Copy the material that follows word for word and omit its pictures.

***** Records provided *****

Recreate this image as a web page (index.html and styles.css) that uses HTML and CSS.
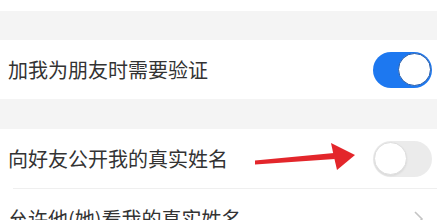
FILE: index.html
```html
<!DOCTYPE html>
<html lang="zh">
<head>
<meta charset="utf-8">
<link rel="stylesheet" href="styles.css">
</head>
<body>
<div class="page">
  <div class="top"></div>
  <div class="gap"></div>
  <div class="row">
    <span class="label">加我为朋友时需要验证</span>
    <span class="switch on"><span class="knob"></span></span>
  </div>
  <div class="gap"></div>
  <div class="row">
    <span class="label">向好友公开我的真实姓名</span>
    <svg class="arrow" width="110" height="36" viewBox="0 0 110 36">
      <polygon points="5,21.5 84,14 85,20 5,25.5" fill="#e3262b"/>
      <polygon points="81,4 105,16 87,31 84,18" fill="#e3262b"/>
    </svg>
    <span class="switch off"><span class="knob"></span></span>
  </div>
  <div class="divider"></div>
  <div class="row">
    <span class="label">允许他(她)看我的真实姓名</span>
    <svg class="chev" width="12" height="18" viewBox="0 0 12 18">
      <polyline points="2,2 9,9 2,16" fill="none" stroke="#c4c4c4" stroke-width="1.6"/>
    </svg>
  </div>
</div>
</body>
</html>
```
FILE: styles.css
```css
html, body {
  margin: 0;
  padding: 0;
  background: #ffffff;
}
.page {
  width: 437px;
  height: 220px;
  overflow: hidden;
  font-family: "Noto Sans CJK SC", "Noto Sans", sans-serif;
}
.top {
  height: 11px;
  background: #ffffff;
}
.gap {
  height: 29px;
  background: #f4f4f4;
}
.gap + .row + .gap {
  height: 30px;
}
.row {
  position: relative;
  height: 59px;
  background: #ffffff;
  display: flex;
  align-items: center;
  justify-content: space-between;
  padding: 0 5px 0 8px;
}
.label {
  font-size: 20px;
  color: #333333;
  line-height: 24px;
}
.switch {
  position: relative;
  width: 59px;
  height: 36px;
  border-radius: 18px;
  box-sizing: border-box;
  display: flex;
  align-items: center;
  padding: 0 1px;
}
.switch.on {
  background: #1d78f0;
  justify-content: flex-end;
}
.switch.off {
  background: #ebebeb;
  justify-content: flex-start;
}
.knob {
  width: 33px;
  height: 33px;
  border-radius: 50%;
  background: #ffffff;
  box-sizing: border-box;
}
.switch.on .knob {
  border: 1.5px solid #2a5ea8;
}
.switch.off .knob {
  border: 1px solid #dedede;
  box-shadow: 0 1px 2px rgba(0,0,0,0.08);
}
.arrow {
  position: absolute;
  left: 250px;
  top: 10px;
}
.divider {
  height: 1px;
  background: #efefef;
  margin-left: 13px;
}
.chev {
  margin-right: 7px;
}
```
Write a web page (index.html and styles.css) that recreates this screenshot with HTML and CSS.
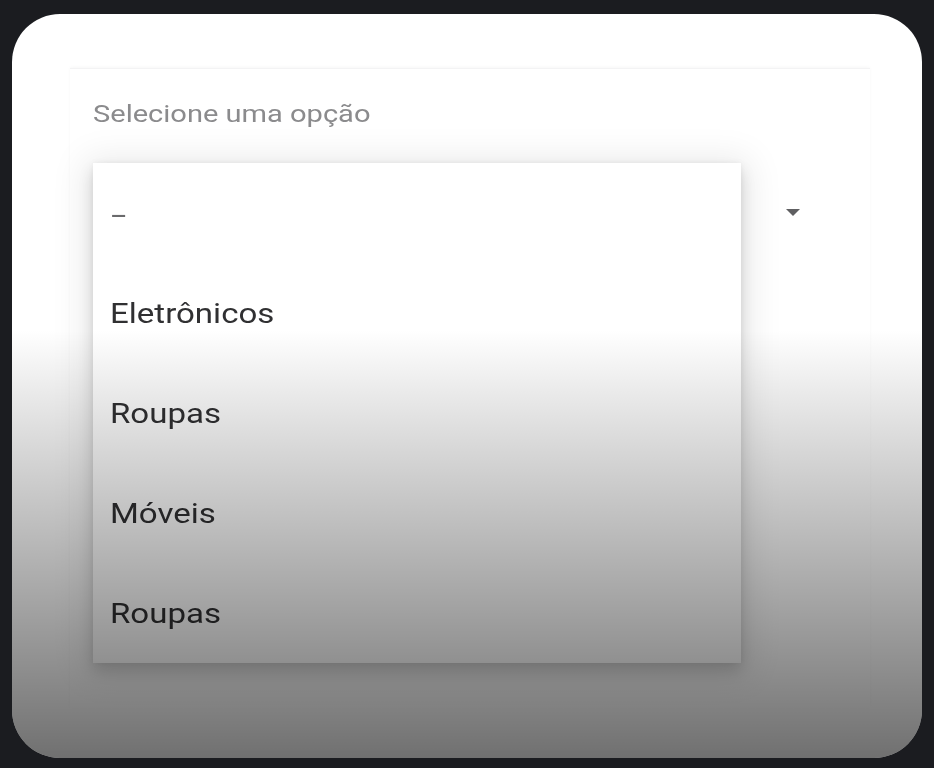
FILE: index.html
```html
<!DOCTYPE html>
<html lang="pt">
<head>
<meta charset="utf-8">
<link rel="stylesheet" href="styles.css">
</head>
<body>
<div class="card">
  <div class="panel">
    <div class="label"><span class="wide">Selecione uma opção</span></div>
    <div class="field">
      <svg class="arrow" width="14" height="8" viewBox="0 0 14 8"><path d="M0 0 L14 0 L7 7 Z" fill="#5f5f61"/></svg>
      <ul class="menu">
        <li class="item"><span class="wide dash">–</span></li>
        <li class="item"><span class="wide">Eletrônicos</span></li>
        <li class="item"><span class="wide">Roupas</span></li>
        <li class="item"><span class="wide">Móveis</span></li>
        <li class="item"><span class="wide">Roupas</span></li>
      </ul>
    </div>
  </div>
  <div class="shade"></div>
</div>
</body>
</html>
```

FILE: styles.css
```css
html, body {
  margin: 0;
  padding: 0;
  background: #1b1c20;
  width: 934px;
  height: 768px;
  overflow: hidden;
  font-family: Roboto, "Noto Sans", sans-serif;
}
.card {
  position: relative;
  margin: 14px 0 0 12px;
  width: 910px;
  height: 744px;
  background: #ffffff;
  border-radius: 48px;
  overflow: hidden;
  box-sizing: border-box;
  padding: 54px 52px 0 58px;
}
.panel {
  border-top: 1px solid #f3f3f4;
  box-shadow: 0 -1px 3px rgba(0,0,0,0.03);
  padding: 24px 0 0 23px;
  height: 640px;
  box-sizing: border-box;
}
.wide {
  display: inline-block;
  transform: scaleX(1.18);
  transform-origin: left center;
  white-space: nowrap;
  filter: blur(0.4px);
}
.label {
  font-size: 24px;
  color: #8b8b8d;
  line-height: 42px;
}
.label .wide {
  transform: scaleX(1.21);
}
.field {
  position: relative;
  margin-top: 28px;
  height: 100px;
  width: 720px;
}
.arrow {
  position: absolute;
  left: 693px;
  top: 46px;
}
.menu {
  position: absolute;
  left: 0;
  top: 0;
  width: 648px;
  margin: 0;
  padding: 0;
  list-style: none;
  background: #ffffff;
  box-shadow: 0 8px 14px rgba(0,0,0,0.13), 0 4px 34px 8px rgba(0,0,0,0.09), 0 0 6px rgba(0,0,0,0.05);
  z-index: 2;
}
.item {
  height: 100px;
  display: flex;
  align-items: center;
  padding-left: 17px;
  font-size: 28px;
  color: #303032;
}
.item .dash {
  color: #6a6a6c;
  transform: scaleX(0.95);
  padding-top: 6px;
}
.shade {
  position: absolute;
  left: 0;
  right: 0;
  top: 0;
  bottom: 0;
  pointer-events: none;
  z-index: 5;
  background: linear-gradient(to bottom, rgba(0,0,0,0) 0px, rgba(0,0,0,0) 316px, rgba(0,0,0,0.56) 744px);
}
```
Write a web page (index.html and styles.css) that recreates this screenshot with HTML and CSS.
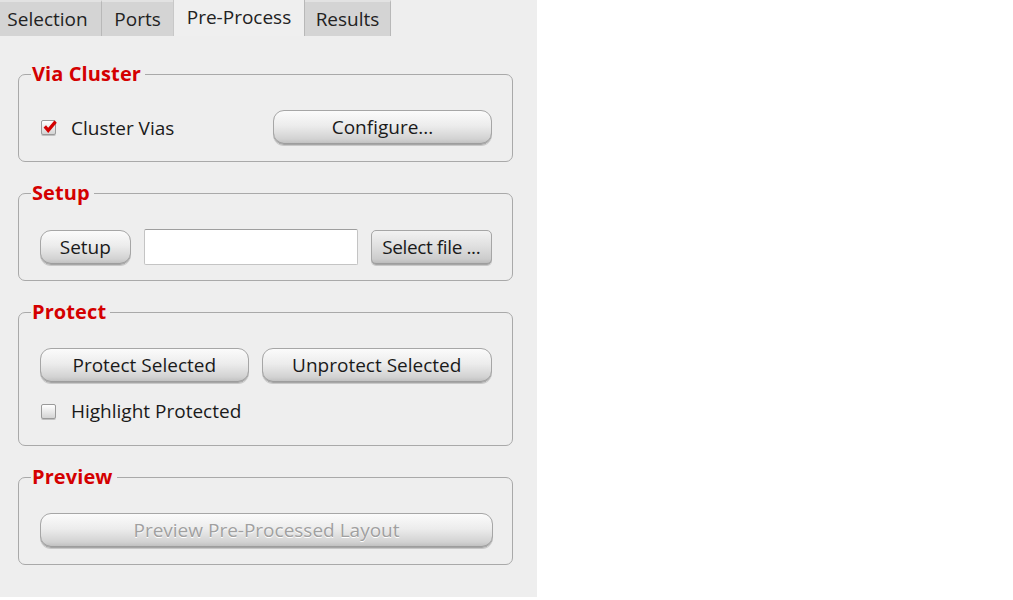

*****

Final result -
Recreate this image as a web page (index.html and styles.css) that uses HTML and CSS.
FILE: index.html
```html
<!DOCTYPE html>
<html lang="zh">
<head>
<meta charset="utf-8">
<link rel="stylesheet" href="styles.css">
</head>
<body>
<div class="page">
  <div class="top"></div>
  <div class="gap"></div>
  <div class="row">
    <span class="label">加我为朋友时需要验证</span>
    <span class="switch on"><span class="knob"></span></span>
  </div>
  <div class="gap"></div>
  <div class="row">
    <span class="label">向好友公开我的真实姓名</span>
    <svg class="arrow" width="110" height="36" viewBox="0 0 110 36">
      <polygon points="5,21.5 84,14 85,20 5,25.5" fill="#e3262b"/>
      <polygon points="81,4 105,16 87,31 84,18" fill="#e3262b"/>
    </svg>
    <span class="switch off"><span class="knob"></span></span>
  </div>
  <div class="divider"></div>
  <div class="row">
    <span class="label">允许他(她)看我的真实姓名</span>
    <svg class="chev" width="12" height="18" viewBox="0 0 12 18">
      <polyline points="2,2 9,9 2,16" fill="none" stroke="#c4c4c4" stroke-width="1.6"/>
    </svg>
  </div>
</div>
</body>
</html>
```
FILE: styles.css
```css
html, body {
  margin: 0;
  padding: 0;
  background: #ffffff;
}
.page {
  width: 437px;
  height: 220px;
  overflow: hidden;
  font-family: "Noto Sans CJK SC", "Noto Sans", sans-serif;
}
.top {
  height: 11px;
  background: #ffffff;
}
.gap {
  height: 29px;
  background: #f4f4f4;
}
.gap + .row + .gap {
  height: 30px;
}
.row {
  position: relative;
  height: 59px;
  background: #ffffff;
  display: flex;
  align-items: center;
  justify-content: space-between;
  padding: 0 5px 0 8px;
}
.label {
  font-size: 20px;
  color: #333333;
  line-height: 24px;
}
.switch {
  position: relative;
  width: 59px;
  height: 36px;
  border-radius: 18px;
  box-sizing: border-box;
  display: flex;
  align-items: center;
  padding: 0 1px;
}
.switch.on {
  background: #1d78f0;
  justify-content: flex-end;
}
.switch.off {
  background: #ebebeb;
  justify-content: flex-start;
}
.knob {
  width: 33px;
  height: 33px;
  border-radius: 50%;
  background: #ffffff;
  box-sizing: border-box;
}
.switch.on .knob {
  border: 1.5px solid #2a5ea8;
}
.switch.off .knob {
  border: 1px solid #dedede;
  box-shadow: 0 1px 2px rgba(0,0,0,0.08);
}
.arrow {
  position: absolute;
  left: 250px;
  top: 10px;
}
.divider {
  height: 1px;
  background: #efefef;
  margin-left: 13px;
}
.chev {
  margin-right: 7px;
}
```
Write a web page (index.html and styles.css) that recreates this screenshot with HTML and CSS.
FILE: index.html
```html
<!DOCTYPE html>
<html lang="pt">
<head>
<meta charset="utf-8">
<link rel="stylesheet" href="styles.css">
</head>
<body>
<div class="card">
  <div class="panel">
    <div class="label"><span class="wide">Selecione uma opção</span></div>
    <div class="field">
      <svg class="arrow" width="14" height="8" viewBox="0 0 14 8"><path d="M0 0 L14 0 L7 7 Z" fill="#5f5f61"/></svg>
      <ul class="menu">
        <li class="item"><span class="wide dash">–</span></li>
        <li class="item"><span class="wide">Eletrônicos</span></li>
        <li class="item"><span class="wide">Roupas</span></li>
        <li class="item"><span class="wide">Móveis</span></li>
        <li class="item"><span class="wide">Roupas</span></li>
      </ul>
    </div>
  </div>
  <div class="shade"></div>
</div>
</body>
</html>
```

FILE: styles.css
```css
html, body {
  margin: 0;
  padding: 0;
  background: #1b1c20;
  width: 934px;
  height: 768px;
  overflow: hidden;
  font-family: Roboto, "Noto Sans", sans-serif;
}
.card {
  position: relative;
  margin: 14px 0 0 12px;
  width: 910px;
  height: 744px;
  background: #ffffff;
  border-radius: 48px;
  overflow: hidden;
  box-sizing: border-box;
  padding: 54px 52px 0 58px;
}
.panel {
  border-top: 1px solid #f3f3f4;
  box-shadow: 0 -1px 3px rgba(0,0,0,0.03);
  padding: 24px 0 0 23px;
  height: 640px;
  box-sizing: border-box;
}
.wide {
  display: inline-block;
  transform: scaleX(1.18);
  transform-origin: left center;
  white-space: nowrap;
  filter: blur(0.4px);
}
.label {
  font-size: 24px;
  color: #8b8b8d;
  line-height: 42px;
}
.label .wide {
  transform: scaleX(1.21);
}
.field {
  position: relative;
  margin-top: 28px;
  height: 100px;
  width: 720px;
}
.arrow {
  position: absolute;
  left: 693px;
  top: 46px;
}
.menu {
  position: absolute;
  left: 0;
  top: 0;
  width: 648px;
  margin: 0;
  padding: 0;
  list-style: none;
  background: #ffffff;
  box-shadow: 0 8px 14px rgba(0,0,0,0.13), 0 4px 34px 8px rgba(0,0,0,0.09), 0 0 6px rgba(0,0,0,0.05);
  z-index: 2;
}
.item {
  height: 100px;
  display: flex;
  align-items: center;
  padding-left: 17px;
  font-size: 28px;
  color: #303032;
}
.item .dash {
  color: #6a6a6c;
  transform: scaleX(0.95);
  padding-top: 6px;
}
.shade {
  position: absolute;
  left: 0;
  right: 0;
  top: 0;
  bottom: 0;
  pointer-events: none;
  z-index: 5;
  background: linear-gradient(to bottom, rgba(0,0,0,0) 0px, rgba(0,0,0,0) 316px, rgba(0,0,0,0.56) 744px);
}
```
Write a web page (index.html and styles.css) that recreates this screenshot with HTML and CSS.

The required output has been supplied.